§ **Stated goal**: Do any lines in the data below contain "components"? If so, copy every one of them.

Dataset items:

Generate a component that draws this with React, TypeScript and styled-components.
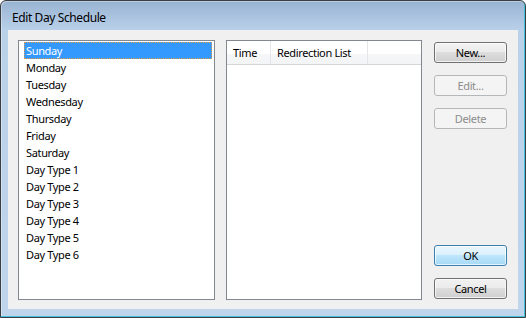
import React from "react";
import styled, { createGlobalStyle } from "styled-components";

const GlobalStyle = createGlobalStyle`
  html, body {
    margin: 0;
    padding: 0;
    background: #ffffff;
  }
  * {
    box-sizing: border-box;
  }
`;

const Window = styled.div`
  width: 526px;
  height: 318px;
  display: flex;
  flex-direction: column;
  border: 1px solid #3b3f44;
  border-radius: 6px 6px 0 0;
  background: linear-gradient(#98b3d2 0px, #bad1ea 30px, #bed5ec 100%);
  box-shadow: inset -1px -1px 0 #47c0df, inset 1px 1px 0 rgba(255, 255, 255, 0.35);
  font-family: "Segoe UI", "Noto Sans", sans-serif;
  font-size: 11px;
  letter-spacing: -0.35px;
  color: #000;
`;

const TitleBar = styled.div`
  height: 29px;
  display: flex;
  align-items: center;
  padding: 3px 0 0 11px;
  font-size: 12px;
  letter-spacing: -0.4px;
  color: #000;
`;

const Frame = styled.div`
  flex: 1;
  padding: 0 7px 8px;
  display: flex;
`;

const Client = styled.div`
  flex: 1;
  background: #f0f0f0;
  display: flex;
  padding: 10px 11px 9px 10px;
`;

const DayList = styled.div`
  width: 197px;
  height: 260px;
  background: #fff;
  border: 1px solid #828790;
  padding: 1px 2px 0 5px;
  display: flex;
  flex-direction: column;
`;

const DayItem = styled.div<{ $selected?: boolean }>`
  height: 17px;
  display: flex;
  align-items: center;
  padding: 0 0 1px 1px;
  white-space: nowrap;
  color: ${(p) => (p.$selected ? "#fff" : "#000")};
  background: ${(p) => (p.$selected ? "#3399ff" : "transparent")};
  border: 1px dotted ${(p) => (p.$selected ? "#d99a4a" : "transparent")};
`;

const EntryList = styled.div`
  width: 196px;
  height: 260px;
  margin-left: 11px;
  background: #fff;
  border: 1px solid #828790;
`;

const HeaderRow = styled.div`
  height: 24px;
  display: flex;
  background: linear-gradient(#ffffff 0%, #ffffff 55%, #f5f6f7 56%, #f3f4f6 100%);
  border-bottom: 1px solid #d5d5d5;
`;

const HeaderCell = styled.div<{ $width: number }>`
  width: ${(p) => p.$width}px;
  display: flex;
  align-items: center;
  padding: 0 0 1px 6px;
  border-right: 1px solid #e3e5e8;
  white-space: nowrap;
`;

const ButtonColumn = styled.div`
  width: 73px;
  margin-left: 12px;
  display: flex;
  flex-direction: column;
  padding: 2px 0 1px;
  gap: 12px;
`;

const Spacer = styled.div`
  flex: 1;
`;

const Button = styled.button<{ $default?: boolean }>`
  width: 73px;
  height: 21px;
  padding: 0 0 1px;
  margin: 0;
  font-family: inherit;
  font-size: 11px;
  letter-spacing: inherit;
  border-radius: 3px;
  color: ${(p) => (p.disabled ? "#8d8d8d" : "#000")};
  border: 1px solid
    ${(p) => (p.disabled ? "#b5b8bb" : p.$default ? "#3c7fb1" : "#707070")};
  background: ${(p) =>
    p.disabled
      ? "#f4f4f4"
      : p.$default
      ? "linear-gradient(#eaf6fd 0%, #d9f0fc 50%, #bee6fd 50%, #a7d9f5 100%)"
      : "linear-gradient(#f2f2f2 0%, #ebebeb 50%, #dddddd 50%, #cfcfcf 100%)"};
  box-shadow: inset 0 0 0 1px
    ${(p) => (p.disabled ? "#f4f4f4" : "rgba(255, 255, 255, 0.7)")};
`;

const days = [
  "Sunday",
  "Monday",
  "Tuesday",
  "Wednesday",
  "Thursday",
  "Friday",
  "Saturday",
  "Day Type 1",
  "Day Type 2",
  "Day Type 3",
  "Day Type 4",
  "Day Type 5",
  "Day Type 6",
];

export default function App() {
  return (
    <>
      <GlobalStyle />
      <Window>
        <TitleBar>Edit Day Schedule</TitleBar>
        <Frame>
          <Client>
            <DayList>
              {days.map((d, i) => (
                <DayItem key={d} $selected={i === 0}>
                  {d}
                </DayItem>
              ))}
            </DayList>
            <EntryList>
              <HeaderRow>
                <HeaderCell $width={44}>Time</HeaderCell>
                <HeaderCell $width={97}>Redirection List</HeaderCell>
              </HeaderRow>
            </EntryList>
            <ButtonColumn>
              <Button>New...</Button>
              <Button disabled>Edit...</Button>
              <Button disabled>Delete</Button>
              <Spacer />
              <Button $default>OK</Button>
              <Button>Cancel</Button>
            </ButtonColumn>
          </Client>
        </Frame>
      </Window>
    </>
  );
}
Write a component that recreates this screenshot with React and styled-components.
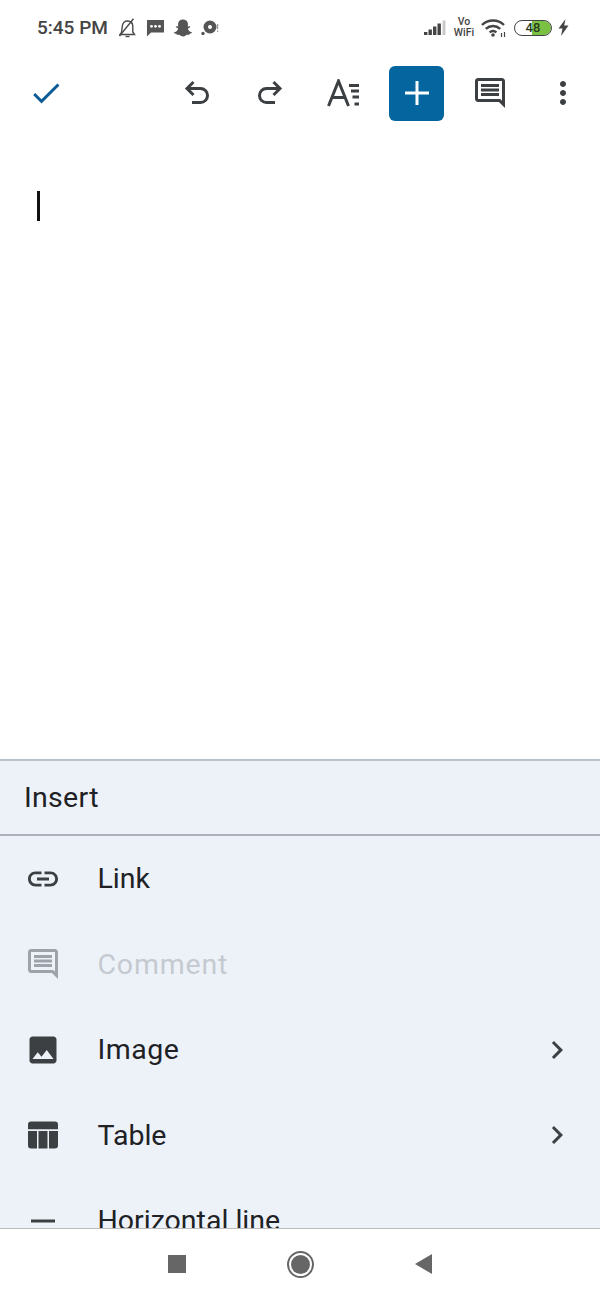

§ **Completed exercise**:
Generate a component that draws this with React, TypeScript and styled-components.
import styled, { createGlobalStyle } from "styled-components";
Write a component that recreates this screenshot with React and styled-components.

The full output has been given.